Tip 7: Check contrast early
Run contrast checks before you fall in love with a palette. Use WebAIM and Stark to confirm text and interactive elements meet your target guidelines.
Tip 8: Limit accents, expand neutrals
Many palettes need only one true accent color. If you want variety, vary the neutrals by warmth and value rather than adding more bright hues.
Tip 9: Use gradients carefully
Gradients can unify or overwhelm. Keep gradients within a narrow hue range for harmony, or pair a dominant hue with a subtle neighbor. Gradient Hunt is a good place to study modern approaches.
Tip 10: Document usage examples
When your palette is chosen, capture a small set of examples, such as buttons, cards, alerts, and typography. This locks in harmony through consistent application, not just color selection.
Putting it all together, a simple three-step workflow
Step 1: Generate and explore
Use Coolors, Adobe Color, Colormind, or Khroma to explore. Aim for one anchor hue, one supporting hue, one accent, and a neutral direction.
Step 2: Build scales and roles
Use UI Colors, Tailwind Colors, Paletton, or Material Theme Builder to build tints and shades, and then assign roles like surface, border, and text.

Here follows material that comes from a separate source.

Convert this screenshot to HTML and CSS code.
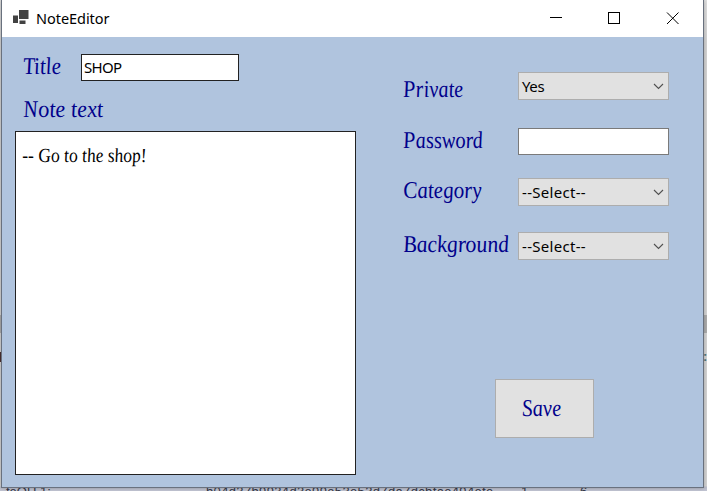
FILE: index.html
```html
<!DOCTYPE html>
<html lang="en">
<head>
<meta charset="utf-8">
<title>NoteEditor</title>
<link rel="stylesheet" href="styles.css">
</head>
<body>
<div class="backdrop">
  <span class="edge edge-scroll"></span>
  <span class="edge edge-mark"></span>
  <span class="edge edge-colon">:</span>
  <span class="behind behind-a">feOU 1:</span>
  <span class="behind behind-b">b04d37b9934d3e99e53e53d7da7dcbfae494efe</span>
  <span class="behind behind-c">1</span>
  <span class="behind behind-d">6</span>
</div>
<main class="window">
  <header class="titlebar">
    <svg class="app-icon" width="16" height="15" viewBox="0 0 16 15"><path fill="#424242" d="M6 0h9.500v9H6zM0 5.500h5v7.500H0zM6.500 10.500h6v3.500h-6z"/></svg>
    <span class="caption">NoteEditor</span>
    <svg class="controls" width="130" height="13" viewBox="0 0 130 13" fill="none" stroke="#000"><path shape-rendering="crispEdges" d="M0 5.5h12M58.5.5h11v11h-11z"/><path d="M117 .5l11.5 11.5M128.500 .5L117 12"/></svg>
  </header>
  <div class="client">
    <section class="note">
      <div class="title-row"><label class="script s-title">Title</label><div class="input title-input"><span class="ui">SHOP</span></div></div>
      <label class="script note-label">Note text</label>
      <div class="textarea"><span class="script note-text">-- Go to the shop!</span></div>
    </section>
    <section class="options">
      <div class="row row-private"><label class="script">Private</label><div class="select"><span class="ui">Yes</span><svg width="11" height="7" viewBox="0 0 11 7"><path d="M1 1l4.500 4.500L10 1" fill="none" stroke="#505050" stroke-width="1.1"/></svg></div></div>
      <div class="row row-password"><label class="script">Password</label><div class="input password"></div></div>
      <div class="row row-category"><label class="script">Category</label><div class="select"><span class="ui wide">--Select--</span><svg width="11" height="7" viewBox="0 0 11 7"><path d="M1 1l4.500 4.500L10 1" fill="none" stroke="#505050" stroke-width="1.1"/></svg></div></div>
      <div class="row row-background"><label class="script">Background</label><div class="select"><span class="ui wide">--Select--</span><svg width="11" height="7" viewBox="0 0 11 7"><path d="M1 1l4.500 4.500L10 1" fill="none" stroke="#505050" stroke-width="1.1"/></svg></div></div>
      <div class="save"><span class="script">Save</span></div>
    </section>
  </div>
</main>
</body>
</html>
```
FILE: styles.css
```css
* { box-sizing: border-box; }
body { margin: 0; width: 707px; height: 491px; overflow: hidden; position: relative; background: #d3d3d3; }
.backdrop { position: absolute; inset: 0; overflow: hidden; background: linear-gradient(#e0e0e0 0, #d4d4d4 40px, #d4d4d4 486px, #babdcb 487px, #c2c5d3 491px); }
.edge { position: absolute; }
.edge-scroll { left: 0; top: 315px; width: 707px; height: 18px; background: #acacac; }
.edge-mark { left: 0; top: 352px; width: 2px; height: 10px; background: #4c3030; }
.edge-colon { left: 703px; top: 349px; font: bold 13px/16px "Liberation Sans", sans-serif; color: #4f7476; }
.behind { position: absolute; top: 484px; font: 13px/16px "Liberation Sans", sans-serif; color: #333746; white-space: nowrap; }
.behind-a { left: 6px; }
.behind-b { left: 206px; letter-spacing: .35px; }
.behind-c { left: 521px; }
.behind-d { left: 580px; }
.window { position: relative; margin-left: 1px; width: 703px; height: 488px; border: 1px solid #69717e; border-top: 0; background: #b0c4de; box-shadow: 0 0 4px rgba(0,0,0,.25); }
.titlebar { display: flex; height: 37px; background: #fff; padding: 0 23px 0 11px; align-items: flex-start; }
.app-icon { margin-top: 10px; }
.caption { margin: 8px 0 0 7px; font: 14.5px/20px "Noto Sans", sans-serif; letter-spacing: -.05px; color: #000; }
.controls { margin: 12px 0 0 auto; }
.client { display: flex; height: 450px; }
.script { display: inline-block; font: italic 24px/28px "Liberation Serif", serif; color: #00008b; white-space: nowrap; transform: skewX(6deg) scaleX(.89); transform-origin: 0 50%; }
.ui { font: 15px/20px "Noto Sans", sans-serif; letter-spacing: -.4px; color: #000; }
.ui.wide { letter-spacing: .3px; }
.note { width: 354px; padding: 17px 0 0 13px; }
.title-row { display: flex; height: 27px; }
.title-row .script { width: 58px; margin: -2px 0 0 8px; flex: none; }
.input { display: flex; align-items: center; height: 27px; border: 1px solid #7a7a7a; background: #fff; }
.title-input { width: 158px; border-color: #222; padding: 0 0 2px 2px; }
.title-input .ui { letter-spacing: -.7px; }
.note-label { display: block; margin: 14px 0 8px 8px; transform: skewX(6deg) scaleX(.93); }
.textarea { width: 341px; height: 344px; border: 1px solid #222; background: #fff; padding: 9px 6px; }
.note-text { font-size: 20px; color: #000; transform: skewX(6deg) scaleX(.875); }
.options { width: 347px; padding: 35px 0 0 47px; }
.row { display: flex; align-items: flex-start; }
.row .script { width: 115px; flex: none; }
.row-private { height: 56px; }
.row-private .script { margin-top: 3px; transform: skewX(6deg) scaleX(.85); }
.row-password { height: 50px; }
.row-password .script { margin-top: -2px; transform: skewX(6deg) scaleX(.85); }
.row-category { height: 54px; }
.row-category .script { margin-top: -2px; transform: skewX(6deg) scaleX(.88); }
.row-background .script { margin-top: -2px; transform: skewX(6deg) scaleX(.91); }
.select { display: flex; align-items: center; justify-content: space-between; width: 151px; height: 28px; border: 1px solid #adadad; background: #e1e1e1; padding: 0 4px 0 3px; }
.password { width: 151px; }
.save { display: flex; align-items: center; width: 99px; height: 59px; margin: 119px 0 0 92px; padding: 0 0 2px 26px; border: 1px solid #adadad; background: #e1e1e1; }
.save .script { transform: skewX(6deg) scaleX(.86); }
```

Step 3: Validate and adjust
Use WebAIM and Stark to validate contrast. Fix failures by adjusting value first, then saturation, and only then hue if needed.
Final note
Harmonious color palettes are rarely a single-click result. The best outcomes come from combining tools: one to discover possibilities, one to make a system, and one to confirm accessibility. If you want the fastest improvement, focus less on finding the perfect four swatches and more on building a palette with roles, values, and contrast. That is where harmony becomes consistent, reusable, and professional.